Coronavirus: Debbie Ngarewa-Packer, Marama Davidson urge Māori to trust them when they say vaccination is the right thing to do

Māori political leaders say they understand why so few tangata whenua are getting vaccinated, but it has to change. 

Just 40 percent of eligible (aged 12-plus) Māori have had two doses of the COVID-19 vaccine, and 63 percent at least one. They lag every other ethnicity tracked by the Ministry of Health, such as Pasifika (54 percent double-dosed), European/other (62 percent) and Asian (74 percent). 
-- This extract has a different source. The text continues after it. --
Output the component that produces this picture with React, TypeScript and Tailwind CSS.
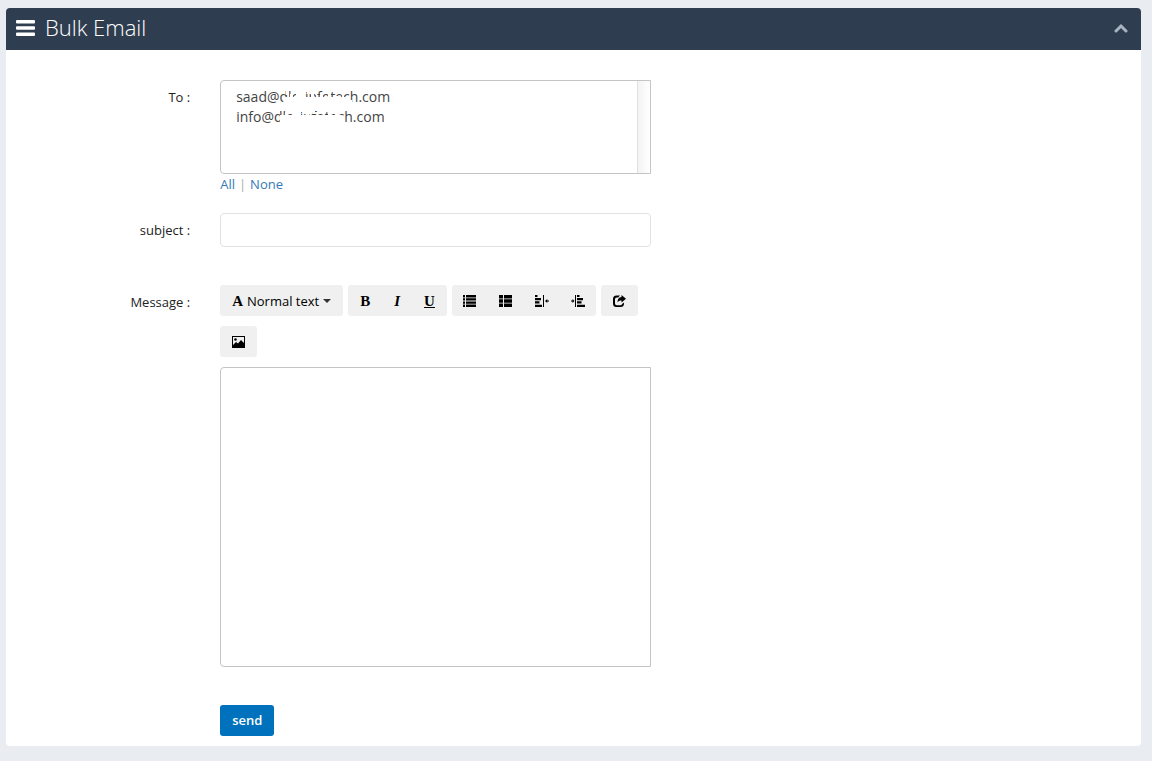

Various explanations have been given for the discrepancy, such as a vaccine rollout that didn't take their specific needs into account and existing inequities in the health system.

But it's distrust of authority that Green Party co-leader Marama Davidson and Te Pāti Māori co-leader Debbie Ngarewa-Packer singled out on The AM Show on Friday.  

"We're gravely behind as Māori," said Ngarewa-Packer.

"We understand the apprehension and the lack of trust. But we do ask that you trust in us. Those that know us and those that know the front lines we have been on, we would never go on a front line that we didn't say we needed to be in it to actually look after our whanau and protect ourselves… 

"Especially now that the elimination phase is ending, we need to really dig in, whanau. Look at our history, look at what we're contending with now. Trust in those that are always with you, shoulder-to-shoulder, in every journey that we have as Māori in our inequities… I get it, but we really are in this now and we need to dig deep." 

A group of Māori health organisations say if restrictions are loosened before their vaccination rates are up with the rest of the country, many will die.  

"We're left with the impression that Māori are an accepted collateral damage from this Government," Ngāti Whatua  health provider Te Hā Oranga general manager Boyd Broughton told RNZ

Māori are 50 percent more likely to die from COVID-19 than non-Māori, research published in the New Zealand Medical Journal in September found, due to substandard housing and pre-existing conditions, despite having a younger population than some other groups, such as Pākehā. More than half the new cases reported on Thursday were Māori. 

"I absolutely acknowledge the generations of people feeling that they haven't always been part of the team of 5 million," Davidson said, appearing with Ngarewa-Packer and other political leaders on The AM Show. 

"We can look to our Māori experts, our kaupapa Māori health experts and doctors, who have stood up against the inequalities… I'm asking people to trust our kaupapa Māori experts… our tupuna had the wisdoms and the insights to understand how important it was to protect each other collectively. Our Māori health experts, who have fought for us forever, are very, very clear - do this to protect our whakapapa."